Nearly four months after the murder Brophy was shot while sitting in a chauffeur-driven car in Royal Park. Surprisingly there was no manhunt for the offenders and the first official version was that he “was accidentally shot in the right arm whilst handling his revolver”.
There was no mention of the fact he was also shot in the cheek and chest (the potential fatal shot deflected off his braces buckle). If it was accidentally self-inflicted he was indeed suffering from near-terminal butter fingers.
When the press failed to swallow the line then chief commissioner Tom Blamey said Brophy was shot as he was about to meet an informer as part of armed robbery investigations (including the Stamps Office). No mention was made that there were two women in the car.

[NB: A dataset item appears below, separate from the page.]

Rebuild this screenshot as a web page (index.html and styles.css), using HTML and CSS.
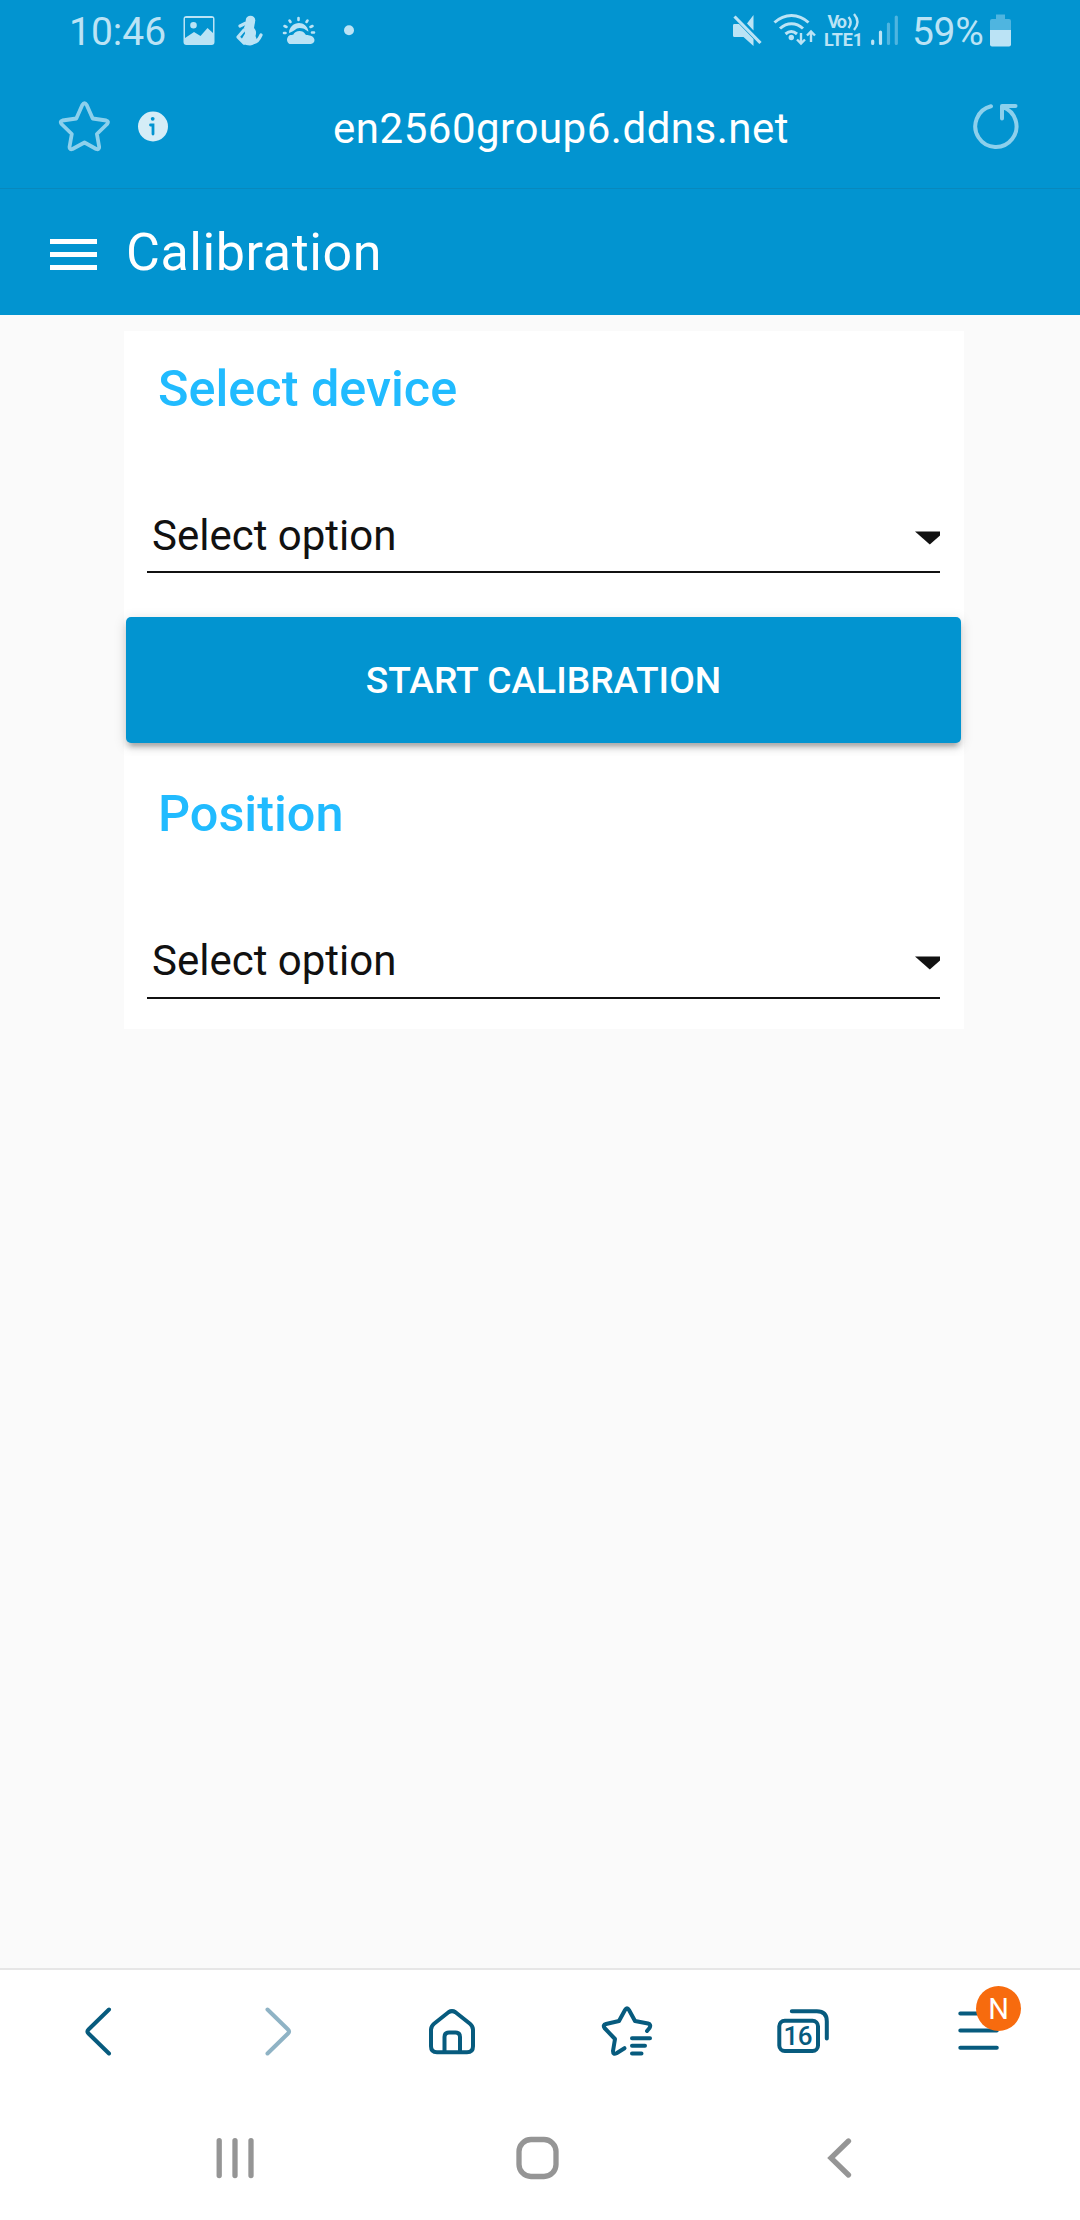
FILE: index.html
```html
<!DOCTYPE html>
<html lang="en">
<head>
<meta charset="utf-8">
<title>Calibration</title>
<link rel="stylesheet" href="styles.css">
</head>
<body>
<div class="screen">
  <div class="status-bar">
    <span class="clock">10:46</span>
    <svg width="45" height="64" viewBox="180 0 45 64"><path fill="currentColor" fill-rule="evenodd" d="M186.500 16h25a3 3 0 0 1 3 3v23a3 3 0 0 1-3 3h-25a3 3 0 0 1-3-3V19a3 3 0 0 1 3-3zM185 18v20l9-6 6.500 4 7-8 5.500 5V18zM193.500 22a3.300 3.300 0 1 1 0 6.600 3.300 3.300 0 0 1 0-6.600z"/></svg>
    <svg width="47" height="64" viewBox="225 0 47 64"><g fill="currentColor"><circle cx="250.500" cy="20.500" r="4.800"/><path d="M246.500 22l8.500 0-1 6c3 3 2 6 1.500 8l1.500 4c-1 4-5 5.500-7 5.500-7 0-9.500-3-8-7l3-5-1-6z"/></g><g fill="none" stroke="currentColor" stroke-width="3.200" stroke-linecap="round" stroke-linejoin="round"><path d="M246 23l-6 3M244 30l-6 7 6 6M254 42.500c3-.5 5-3 7-7.500"/></g></svg>
    <svg width="53" height="64" viewBox="272 0 53 64"><path fill="currentColor" d="M289.500 44a5 5 0 0 1-.3-8.500c2-1 3-.5 4-.8 1.500-4.500 10-5.500 12.300-.2.500.8 5 .2 7.500 2.500 3 3 1 7-2.500 7zM289 33c0-6 5-10 10-10 4.500 0 8.500 3 9.500 8.500-2-.2-3-3.500-9-3.500-4 0-5 3.500-10.500 5z"/><path fill="none" stroke="currentColor" stroke-width="2.600" stroke-linecap="round" d="M298.500 18v2M289.500 20.500l1 1.500M307.500 20.500l-1 1.500M284.500 26l2 1M312.500 26l-2 1M284 33h1.500M312 32.500h2"/></svg>
    <svg width="40" height="64" viewBox="325 0 40 64"><circle cx="349" cy="30.200" r="5" fill="currentColor"/></svg>
    <svg class="push" width="43" height="64" viewBox="725 0 43 64"><path fill="currentColor" d="M753.500 15v15.500l-6.500-7zM734 24h5l14.500 15v7l-10-9H734a1.500 1.500 0 0 1-1-1.500v-10a1.500 1.500 0 0 1 1-1.500z"/><path stroke="currentColor" stroke-width="3.200" d="M734.500 16.500l26 26.500"/></svg>
    <svg width="54" height="64" viewBox="768 0 54 64"><g fill="none" stroke="currentColor" stroke-width="3"><path d="M774.500 22.500c10-9.500 24-9.500 34 0M780 28.500c7-6.500 16-6.500 23 0M785.500 34c4-3.500 7.500-3.500 11.500 0"/><path stroke-width="2.400" d="M801 33v10M797 39.500l4 4 4-4M811 42V32M807 35.500l4-4 4 4"/></g><circle cx="791.300" cy="37.500" r="2.700" fill="currentColor"/></svg>
    <svg class="volte" width="44" height="64" viewBox="822 0 44 64"><text x="827.500" y="27.500" font-size="18" textLength="19.500">Vo</text><text x="824" y="45.500" font-size="18" textLength="39">LTE1</text><path fill="none" stroke="currentColor" stroke-width="2.400" d="M848.500 17q4.500 5 0 11M854 14q7 8 0 16"/></svg>
    <svg width="39" height="64" viewBox="866 0 39 64"><g fill="none" stroke="currentColor" stroke-width="3.200" stroke-linecap="round"><path d="M872.700 41v2.500M880.500 32v11.500"/><path opacity=".42" d="M888.500 24v19.500M896.300 17v26.500"/></g></svg>
    <span class="charge">59%</span>
    <svg width="35" height="64" viewBox="985 0 35 64"><path fill="currentColor" opacity=".42" d="M996 14.500h9v4.500h4a2 2 0 0 1 2 2v9.500h-21V21a2 2 0 0 1 2-2h4z"/><path fill="currentColor" d="M990 30h21v14.500a2 2 0 0 1-2 2h-17a2 2 0 0 1-2-2z"/></svg>
  </div>

  <div class="url-bar">
    <svg width="80" height="124" viewBox="45 64 80 124"><path fill="none" stroke="#8dd0ec" stroke-width="3.800" stroke-linejoin="round" d="M82.300 105q2.200-3.500 4.400 0l6 13.500 13.500 2q3 1 1 3.500l-10.300 10 2.300 13q0 3-3 2L84.500 142.500l-12 6.500q-3 1-3-2l2.300-13-10.300-10q-2-2.500 1-3.500l13.800-2z"/></svg>
    <svg width="50" height="124" viewBox="125 64 50 124"><circle cx="153" cy="126.500" r="15" fill="#d5edf7"/><path fill="none" stroke="#0294d0" stroke-width="2.800" stroke-linecap="round" d="M150.500 125h2.500v9"/><circle cx="152.700" cy="118.800" r="1.900" fill="#0294d0"/></svg>
    <span class="address">en2560group6.ddns.net</span>
    <svg width="80" height="124" viewBox="955 64 80 124"><path fill="none" stroke="#8dd0ec" stroke-width="4" stroke-linecap="round" stroke-linejoin="round" d="M991 106.300a20.600 20.600 0 1 0 11.500.5M1002 118.500v-12.500h13.500"/></svg>
  </div>

  <header class="app-bar">
    <button class="menu" aria-label="Menu"><i></i><i></i><i></i></button>
    <h1>Calibration</h1>
  </header>

  <main class="content">
    <section class="card">
      <h2>Select device</h2>
      <div class="select"><span>Select option</span><svg width="25" height="14" viewBox="0 0 25 14"><path fill="#111" d="M0 .5h29.500L14.800 13.500z"/></svg></div>
      <button class="start">START CALIBRATION</button>
    </section>
    <section class="card last">
      <h2>Position</h2>
      <div class="select"><span>Select option</span><svg width="25" height="14" viewBox="0 0 25 14"><path fill="#111" d="M0 .5h29.500L14.800 13.500z"/></svg></div>
    </section>
  </main>

  <nav class="toolbar">
    <svg width="60" height="130" viewBox="70 1970 60 130"><path d="M109 2009.500l-20.500 20q-2 2 0 4l20.500 20"/></svg>
    <svg class="disabled" width="60" height="130" viewBox="246 1970 60 130"><path d="M267.500 2009.500l20.500 20q2 2 0 4l-20.500 20"/></svg>
    <svg width="60" height="130" viewBox="422 1970 60 130"><path d="M448.500 2012.200q3.500-2.200 7 0l14.500 11.500q3 2.500 3 6v16.500q0 6-6 6h-30q-6 0-6-6v-16.500q0-3.500 3-6zM444.500 2052v-15q0-4.500 4.500-4.500h6.500q4.500 0 4.500 4.500v15"/></svg>
    <svg width="60" height="130" viewBox="598 1970 60 130"><path d="M647 2031l2.500-3q2-3.500-1.500-4.500l-13-2.500-6-11q-2-3.500-4 0l-6 11-13 3q-3.500 1-1.500 4l10.500 11-2 12q0 4 3.500 2.200l8-5M632 2038.200h18M632 2045.700h13M632 2053.500h9.500"/></svg>
    <svg class="tabs" width="60" height="130" viewBox="774 1970 60 130"><path d="M791.800 2011.300h25q10 0 10 10v17.200"/><rect x="779.300" y="2020.800" width="38.700" height="30.200" rx="5.500"/><text x="783.500" y="2045.300" font-size="26" textLength="29">16</text></svg>
    <div class="more">
      <svg width="60" height="130" viewBox="950 1970 60 130"><path d="M960.300 2013.400h36.500M960.300 2030.600h36.500M960.300 2047.700h36.500"/></svg>
      <span class="badge">N</span>
    </div>
  </nav>

  <nav class="system-nav">
    <svg width="60" height="120" viewBox="205 2100 60 120"><path d="M219.200 2140.600v35M235 2140.600v35M251 2140.600v35"/></svg>
    <svg width="60" height="120" viewBox="507.500 2100 60 120"><rect x="518.500" y="2139.500" width="37" height="37" rx="12"/></svg>
    <svg width="60" height="120" viewBox="810 2100 60 120"><path d="M848.500 2141l-17.500 17 17.500 17"/></svg>
  </nav>
</div>
</body>
</html>
```
FILE: styles.css
```css
* { box-sizing: border-box; margin: 0; padding: 0; }
body { font-family: Roboto, sans-serif; background: #fafafa; }
svg { display: block; flex: none; }
button { border: 0; font-family: inherit; }

.screen { width: 1080px; height: 2220px; display: flex; flex-direction: column; overflow: hidden; }

.status-bar {
  height: 64px; padding: 0 60px 0 69px; flex: none;
  display: flex; background: #0294d0; color: #bbe3f5;
}
.clock, .charge { font-size: 39px; line-height: 65px; white-space: nowrap; }
.clock { width: 111px; }
.charge { width: 80px; padding-left: 7px; letter-spacing: -.3px; }
.push { margin-left: auto; }
.volte { fill: currentColor; font-weight: 700; }

.url-bar {
  height: 125px; padding: 0 45px; flex: none;
  display: flex; background: #0294d0; border-bottom: 1px solid #0888bd;
}
.address { flex: 1; padding-left: 158px; color: #fff; font-size: 42px; line-height: 129px; letter-spacing: .52px; }

.app-bar {
  height: 126px; padding-left: 50px; flex: none;
  display: flex; align-items: center; background: #0294d0; color: #fff;
}
.menu { width: 47px; display: flex; flex-direction: column; gap: 8px; background: none; padding-top: 5px; }
.menu i { height: 5px; background: #fff; }
.app-bar h1 { margin-left: 29px; font-size: 52px; font-weight: 400; line-height: 126px; letter-spacing: .6px; padding-top: 1px; }

.content { flex: 1; padding: 16px 116px 0 124px; }
.card { position: relative; height: 425px; padding: 20px 24px 0 23px; background: #fff; }
.card.last { height: 273px; }
.card h2 { padding-left: 11px; font-size: 50.400px; font-weight: 500; line-height: 76px; color: #21bbff; }
.select {
  height: 91px; margin-top: 55px; padding: 17px 0 0 5px;
  display: flex; justify-content: space-between; align-items: center;
  border-bottom: 2px solid #111; color: #111; font-size: 42px;
}
.select svg { margin-top: 6px; }
.last .select { height: 92px; padding-top: 16px; }
.start {
  display: block; width: 835px; height: 126px; margin: 44px 0 0 -21px;
  border-radius: 5px; background: #0294d0; color: #fff;
  font-size: 37.200px; font-weight: 500; line-height: 126px;
  box-shadow: 0 5px 5px rgba(0,0,0,.14), 0 8px 3px -5px rgba(0,0,0,.12), 0 3px 13px rgba(0,0,0,.16);
}

.toolbar {
  height: 132px; padding: 0 70px; flex: none;
  display: flex; justify-content: space-between;
  background: #fff; border-top: 2px solid #e6e6e6; color: #075b7e;
}
.toolbar svg { fill: none; stroke: currentColor; stroke-width: 4; stroke-linecap: round; stroke-linejoin: round; }
.toolbar .disabled { color: #8fb3c5; }
.toolbar text { fill: currentColor; stroke: none; font-weight: 500; }
.more { position: relative; }
.badge {
  position: absolute; left: 26px; top: 16px; width: 45px; height: 45px;
  border-radius: 50%; background: #f76b0e; color: #fff;
  font-size: 29px; line-height: 46px; text-align: center;
}

.system-nav { height: 120px; padding: 0 210px 0 205px; flex: none; display: flex; justify-content: space-between; background: #fff; }
.system-nav svg { fill: none; stroke: #959595; stroke-width: 5.300; stroke-linecap: round; }
```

Soon there were rumours the policeman was shot by a jealous husband and there was even a suggestion the chief commissioner was in back seat (although his view of the crime was obscured by a lady’s petticoat).
Blamey hated the press and had used Cairns to follow reporters to try to find their sources.
Now it was payback time and finally the government appointed a royal commission, which found Blamey “gave replies that were not in accordance with the truth”.
He was forced to resign, although he rebuilt his reputation in World War II when he became Australia’s highest-ranking military leader.
His nocturnal appetite was said to be prodigious (he made Snoop Dogg look like Donnybrook Osmond) and it was never explained how years earlier his police badge had turned up in a brothel.
On a 1944 trip on the USS Lurline to San Francisco with prime minister John Curtin he insisted on taking on board several cases of spirits for the journey.
Being a generous soul, he chose to entertain lonely Australian war brides in his cabin, much to the annoyance of the PM, a reformed alcoholic.
Blamey’s replacement was Alexander Duncan, a former head of Scotland Yard’s famed Flying Squad. He professionalised police methods, teaching detectives that physical evidence was better than tainted testimony.
In 1943 he set up the homicide squad, which will hold its gala 70th anniversary dinner in a few weeks (commemorative ties available for $20).